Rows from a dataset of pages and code
[start]

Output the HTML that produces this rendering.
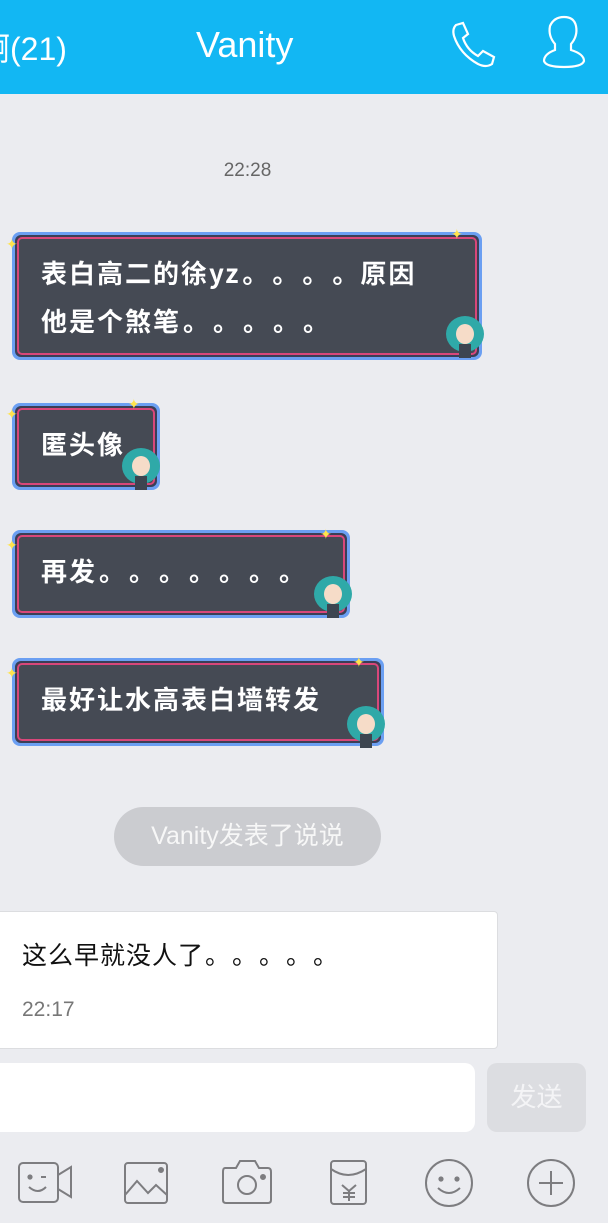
<!DOCTYPE html>
<html><head><meta charset="utf-8"><style>
*{margin:0;padding:0;box-sizing:border-box}
body{width:608px;height:1223px;background:#ebecf0;position:relative;overflow:hidden;font-family:"Liberation Sans","Noto Sans CJK SC",sans-serif}
.hdr{position:absolute;left:0;top:0;width:608px;height:94px;background:#12b7f3;color:#fff;overflow:hidden}
.abs{position:absolute}
.cjk{font-family:"Noto Sans CJK SC","Liberation Sans",sans-serif}
.b{position:absolute;left:12px;border-radius:8px;background:#6b9ff2;padding:3px}
.b .i{width:100%;height:100%;border-radius:6px;background:#3b3f56;padding:2px}
.b .j{width:100%;height:100%;border:2px solid #d9477a;border-radius:5px;background:#454a54;color:#fff;font-family:"Noto Sans CJK SC",sans-serif;font-weight:bold;font-size:26px;line-height:48px;padding:10px 0 0 22px;letter-spacing:2px;white-space:nowrap}
.p{display:inline-block;width:30px;text-align:center;letter-spacing:0}
.mk{position:absolute;width:42px;height:48px}
.star{position:absolute;color:#ffe34d;font-size:14px}
</style></head><body>
<div class="hdr">
<div class="abs" style="left:-22px;top:24px;font-size:32px">啊(21)</div>
<div class="abs" style="left:196px;top:24px;font-size:36px">Vanity</div>
<svg class="abs" style="left:448px;top:20px" width="52" height="50" viewBox="0 0 52 50" fill="none" stroke="#fff" stroke-width="2.2"><path d="M8 5 L15 3 L20 14 L15 18 Q19 30 30 36 L35 31 L46 37 L44 44 Q38 48 30 44 Q12 34 6 16 Q4 9 8 5Z"/></svg>
<svg class="abs" style="left:538px;top:14px" width="52" height="56" viewBox="0 0 52 56" fill="none" stroke="#fff" stroke-width="2.2"><path d="M17 30 Q10 22 12 12 Q16 3 26 3 Q36 3 38 12 Q40 22 33 30 L33 36 Q46 40 46 47 Q44 53 26 53 Q8 53 6 47 Q6 40 17 36 Z"/></svg>
</div>
<div class="abs" style="top:160px;left:0;width:495px;text-align:center;font-size:19px;color:#666">22:28</div>

<div class="b" style="top:232px;width:470px;height:128px"><div class="i"><div class="j">表白高二的徐yz<span class="p">。</span><span class="p">。</span><span class="p">。</span><span class="p">。</span>原因<br>他是个煞笔<span class="p">。</span><span class="p">。</span><span class="p">。</span><span class="p">。</span><span class="p">。</span></div></div></div>
<div class="b" style="top:403px;width:148px;height:87px"><div class="i"><div class="j">匿头像</div></div></div>
<div class="b" style="top:530px;width:338px;height:88px"><div class="i"><div class="j">再发<span class="p">。</span><span class="p">。</span><span class="p">。</span><span class="p">。</span><span class="p">。</span><span class="p">。</span><span class="p">。</span></div></div></div>
<div class="b" style="top:658px;width:372px;height:88px"><div class="i"><div class="j">最好让水高表白墙转发</div></div></div>

<span class="star" style="left:6px;top:236px">✦</span><span class="star" style="left:451px;top:226px">✦</span>
<span class="star" style="left:6px;top:406px">✦</span><span class="star" style="left:128px;top:396px">✦</span>
<span class="star" style="left:6px;top:537px">✦</span><span class="star" style="left:320px;top:526px">✦</span>
<span class="star" style="left:6px;top:665px">✦</span><span class="star" style="left:353px;top:654px">✦</span>

<svg class="mk" style="left:444px;top:314px" viewBox="0 0 42 48"><ellipse cx="21" cy="20" rx="19" ry="18" fill="#2fa9a8"/><ellipse cx="21" cy="20" rx="9" ry="10" fill="#f6dcc8"/><rect x="15" y="30" width="12" height="14" fill="#3d4550"/></svg>
<svg class="mk" style="left:120px;top:446px" viewBox="0 0 42 48"><ellipse cx="21" cy="20" rx="19" ry="18" fill="#2fa9a8"/><ellipse cx="21" cy="20" rx="9" ry="10" fill="#f6dcc8"/><rect x="15" y="30" width="12" height="14" fill="#3d4550"/></svg>
<svg class="mk" style="left:312px;top:574px" viewBox="0 0 42 48"><ellipse cx="21" cy="20" rx="19" ry="18" fill="#2fa9a8"/><ellipse cx="21" cy="20" rx="9" ry="10" fill="#f6dcc8"/><rect x="15" y="30" width="12" height="14" fill="#3d4550"/></svg>
<svg class="mk" style="left:345px;top:704px" viewBox="0 0 42 48"><ellipse cx="21" cy="20" rx="19" ry="18" fill="#2fa9a8"/><ellipse cx="21" cy="20" rx="9" ry="10" fill="#f6dcc8"/><rect x="15" y="30" width="12" height="14" fill="#3d4550"/></svg>

<div class="abs" style="left:114px;top:807px;width:267px;height:59px;border-radius:30px;background:#cbccd0;color:#f7f7f7;font-size:25px;line-height:59px;text-align:center">Vanity发表了说说</div>

<div class="abs" style="left:-4px;top:911px;width:502px;height:138px;background:#fff;border:1px solid #dcdde0;border-radius:4px"></div>
<div class="abs cjk" style="left:22px;top:936px;font-size:25px;color:#111;letter-spacing:1px">这么早就没人了<span class="p" style="width:27px">。</span><span class="p" style="width:27px">。</span><span class="p" style="width:27px">。</span><span class="p" style="width:27px">。</span><span class="p" style="width:27px">。</span></div>
<div class="abs" style="left:22px;top:998px;font-size:21px;color:#777">22:17</div>

<div class="abs" style="left:-10px;top:1063px;width:485px;height:69px;background:#fff;border-radius:10px"></div>
<div class="abs" style="left:487px;top:1063px;width:99px;height:69px;background:#dcdde1;border-radius:10px;color:#f4f4f6;font-size:26px;line-height:69px;text-align:center">发送</div>

<svg class="abs" style="left:0;top:1155px" width="608" height="60" viewBox="0 0 608 60" fill="none" stroke="#7d7d80" stroke-width="2">
<rect x="19" y="8" width="39" height="39" rx="4"/><path d="M58 20 L71 12 L71 42 L58 34"/><circle cx="30" cy="22" r="1.6" fill="#7d7d80"/><path d="M41 22 H46"/><path d="M29 32 Q38 40 46 32"/>
<rect x="125" y="8" width="42" height="40" rx="3"/><path d="M125 40 L137 26 L148 38 L156 30 L167 40"/><circle cx="161" cy="15" r="2" fill="#7d7d80"/>
<path d="M225 13 H236 L240 6 H255 L259 13 H268 Q271 13 271 17 V45 Q271 48 268 48 H226 Q223 48 223 45 V17 Q223 13 225 13Z"/><circle cx="247" cy="30" r="9"/><circle cx="263" cy="22" r="2" fill="#7d7d80"/>
<rect x="331" y="6" width="35" height="43" rx="3"/><path d="M331 14 Q348 26 366 14"/><path d="M342 30 L349 36 L356 30 M349 36 V46 M343 38 H355 M343 42 H355"/>
<circle cx="449" cy="28" r="23"/><circle cx="441" cy="24" r="1.6" fill="#7d7d80"/><circle cx="457" cy="24" r="1.6" fill="#7d7d80"/><path d="M438 33 Q449 43 460 33"/>
<circle cx="551" cy="28" r="23"/><path d="M539 28 H563 M551 16 V40"/>
</svg>
</body></html>
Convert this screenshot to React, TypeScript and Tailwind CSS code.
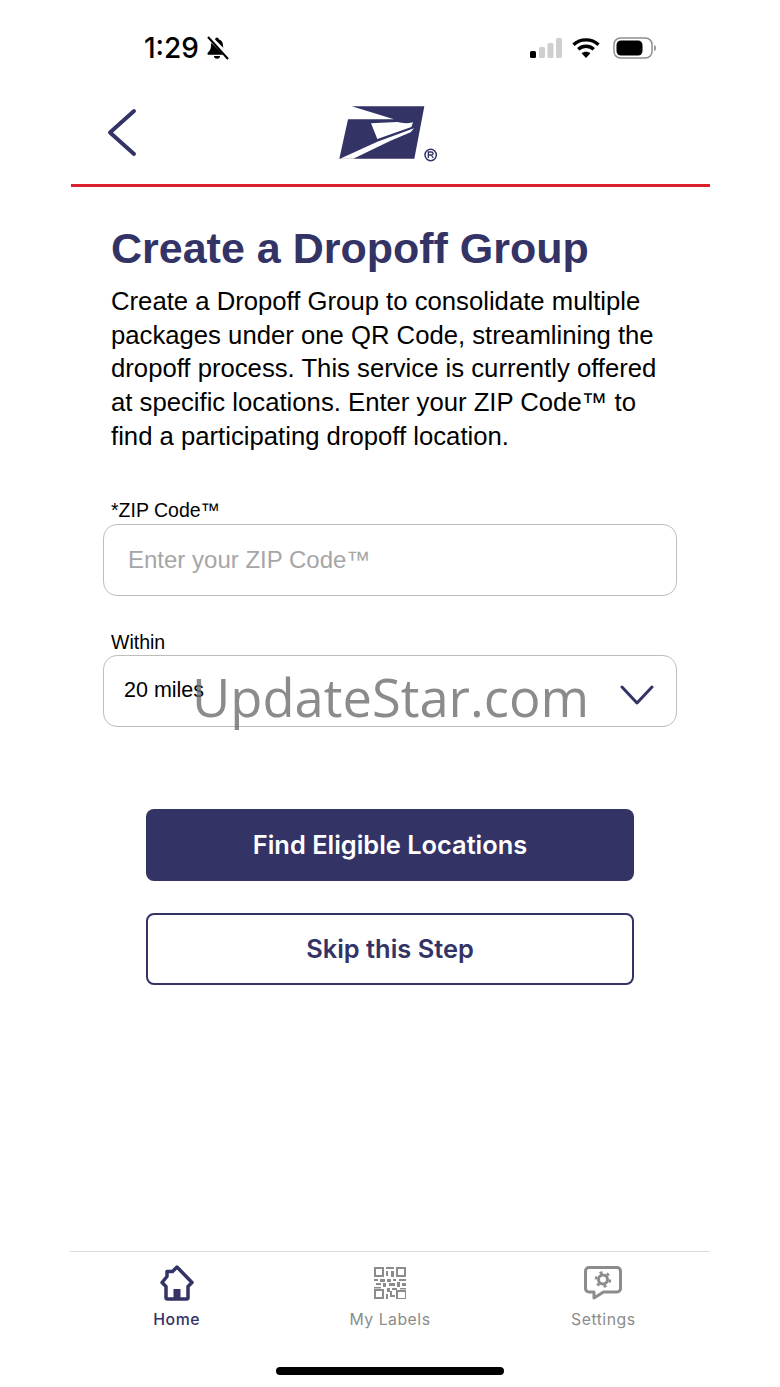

[end]

OBJECTIVE
Take the entries shown above and quote them verbatim, passing over the pictures.

OUTPUT FOR THIS TASK
Output the HTML that produces this rendering.
<!DOCTYPE html>
<html><head><meta charset="utf-8"><style>
*{margin:0;padding:0;box-sizing:border-box}
body{width:608px;height:1223px;background:#ebecf0;position:relative;overflow:hidden;font-family:"Liberation Sans","Noto Sans CJK SC",sans-serif}
.hdr{position:absolute;left:0;top:0;width:608px;height:94px;background:#12b7f3;color:#fff;overflow:hidden}
.abs{position:absolute}
.cjk{font-family:"Noto Sans CJK SC","Liberation Sans",sans-serif}
.b{position:absolute;left:12px;border-radius:8px;background:#6b9ff2;padding:3px}
.b .i{width:100%;height:100%;border-radius:6px;background:#3b3f56;padding:2px}
.b .j{width:100%;height:100%;border:2px solid #d9477a;border-radius:5px;background:#454a54;color:#fff;font-family:"Noto Sans CJK SC",sans-serif;font-weight:bold;font-size:26px;line-height:48px;padding:10px 0 0 22px;letter-spacing:2px;white-space:nowrap}
.p{display:inline-block;width:30px;text-align:center;letter-spacing:0}
.mk{position:absolute;width:42px;height:48px}
.star{position:absolute;color:#ffe34d;font-size:14px}
</style></head><body>
<div class="hdr">
<div class="abs" style="left:-22px;top:24px;font-size:32px">啊(21)</div>
<div class="abs" style="left:196px;top:24px;font-size:36px">Vanity</div>
<svg class="abs" style="left:448px;top:20px" width="52" height="50" viewBox="0 0 52 50" fill="none" stroke="#fff" stroke-width="2.2"><path d="M8 5 L15 3 L20 14 L15 18 Q19 30 30 36 L35 31 L46 37 L44 44 Q38 48 30 44 Q12 34 6 16 Q4 9 8 5Z"/></svg>
<svg class="abs" style="left:538px;top:14px" width="52" height="56" viewBox="0 0 52 56" fill="none" stroke="#fff" stroke-width="2.2"><path d="M17 30 Q10 22 12 12 Q16 3 26 3 Q36 3 38 12 Q40 22 33 30 L33 36 Q46 40 46 47 Q44 53 26 53 Q8 53 6 47 Q6 40 17 36 Z"/></svg>
</div>
<div class="abs" style="top:160px;left:0;width:495px;text-align:center;font-size:19px;color:#666">22:28</div>

<div class="b" style="top:232px;width:470px;height:128px"><div class="i"><div class="j">表白高二的徐yz<span class="p">。</span><span class="p">。</span><span class="p">。</span><span class="p">。</span>原因<br>他是个煞笔<span class="p">。</span><span class="p">。</span><span class="p">。</span><span class="p">。</span><span class="p">。</span></div></div></div>
<div class="b" style="top:403px;width:148px;height:87px"><div class="i"><div class="j">匿头像</div></div></div>
<div class="b" style="top:530px;width:338px;height:88px"><div class="i"><div class="j">再发<span class="p">。</span><span class="p">。</span><span class="p">。</span><span class="p">。</span><span class="p">。</span><span class="p">。</span><span class="p">。</span></div></div></div>
<div class="b" style="top:658px;width:372px;height:88px"><div class="i"><div class="j">最好让水高表白墙转发</div></div></div>

<span class="star" style="left:6px;top:236px">✦</span><span class="star" style="left:451px;top:226px">✦</span>
<span class="star" style="left:6px;top:406px">✦</span><span class="star" style="left:128px;top:396px">✦</span>
<span class="star" style="left:6px;top:537px">✦</span><span class="star" style="left:320px;top:526px">✦</span>
<span class="star" style="left:6px;top:665px">✦</span><span class="star" style="left:353px;top:654px">✦</span>

<svg class="mk" style="left:444px;top:314px" viewBox="0 0 42 48"><ellipse cx="21" cy="20" rx="19" ry="18" fill="#2fa9a8"/><ellipse cx="21" cy="20" rx="9" ry="10" fill="#f6dcc8"/><rect x="15" y="30" width="12" height="14" fill="#3d4550"/></svg>
<svg class="mk" style="left:120px;top:446px" viewBox="0 0 42 48"><ellipse cx="21" cy="20" rx="19" ry="18" fill="#2fa9a8"/><ellipse cx="21" cy="20" rx="9" ry="10" fill="#f6dcc8"/><rect x="15" y="30" width="12" height="14" fill="#3d4550"/></svg>
<svg class="mk" style="left:312px;top:574px" viewBox="0 0 42 48"><ellipse cx="21" cy="20" rx="19" ry="18" fill="#2fa9a8"/><ellipse cx="21" cy="20" rx="9" ry="10" fill="#f6dcc8"/><rect x="15" y="30" width="12" height="14" fill="#3d4550"/></svg>
<svg class="mk" style="left:345px;top:704px" viewBox="0 0 42 48"><ellipse cx="21" cy="20" rx="19" ry="18" fill="#2fa9a8"/><ellipse cx="21" cy="20" rx="9" ry="10" fill="#f6dcc8"/><rect x="15" y="30" width="12" height="14" fill="#3d4550"/></svg>

<div class="abs" style="left:114px;top:807px;width:267px;height:59px;border-radius:30px;background:#cbccd0;color:#f7f7f7;font-size:25px;line-height:59px;text-align:center">Vanity发表了说说</div>

<div class="abs" style="left:-4px;top:911px;width:502px;height:138px;background:#fff;border:1px solid #dcdde0;border-radius:4px"></div>
<div class="abs cjk" style="left:22px;top:936px;font-size:25px;color:#111;letter-spacing:1px">这么早就没人了<span class="p" style="width:27px">。</span><span class="p" style="width:27px">。</span><span class="p" style="width:27px">。</span><span class="p" style="width:27px">。</span><span class="p" style="width:27px">。</span></div>
<div class="abs" style="left:22px;top:998px;font-size:21px;color:#777">22:17</div>

<div class="abs" style="left:-10px;top:1063px;width:485px;height:69px;background:#fff;border-radius:10px"></div>
<div class="abs" style="left:487px;top:1063px;width:99px;height:69px;background:#dcdde1;border-radius:10px;color:#f4f4f6;font-size:26px;line-height:69px;text-align:center">发送</div>

<svg class="abs" style="left:0;top:1155px" width="608" height="60" viewBox="0 0 608 60" fill="none" stroke="#7d7d80" stroke-width="2">
<rect x="19" y="8" width="39" height="39" rx="4"/><path d="M58 20 L71 12 L71 42 L58 34"/><circle cx="30" cy="22" r="1.6" fill="#7d7d80"/><path d="M41 22 H46"/><path d="M29 32 Q38 40 46 32"/>
<rect x="125" y="8" width="42" height="40" rx="3"/><path d="M125 40 L137 26 L148 38 L156 30 L167 40"/><circle cx="161" cy="15" r="2" fill="#7d7d80"/>
<path d="M225 13 H236 L240 6 H255 L259 13 H268 Q271 13 271 17 V45 Q271 48 268 48 H226 Q223 48 223 45 V17 Q223 13 225 13Z"/><circle cx="247" cy="30" r="9"/><circle cx="263" cy="22" r="2" fill="#7d7d80"/>
<rect x="331" y="6" width="35" height="43" rx="3"/><path d="M331 14 Q348 26 366 14"/><path d="M342 30 L349 36 L356 30 M349 36 V46 M343 38 H355 M343 42 H355"/>
<circle cx="449" cy="28" r="23"/><circle cx="441" cy="24" r="1.6" fill="#7d7d80"/><circle cx="457" cy="24" r="1.6" fill="#7d7d80"/><path d="M438 33 Q449 43 460 33"/>
<circle cx="551" cy="28" r="23"/><path d="M539 28 H563 M551 16 V40"/>
</svg>
</body></html>
Convert this screenshot to React, TypeScript and Tailwind CSS code.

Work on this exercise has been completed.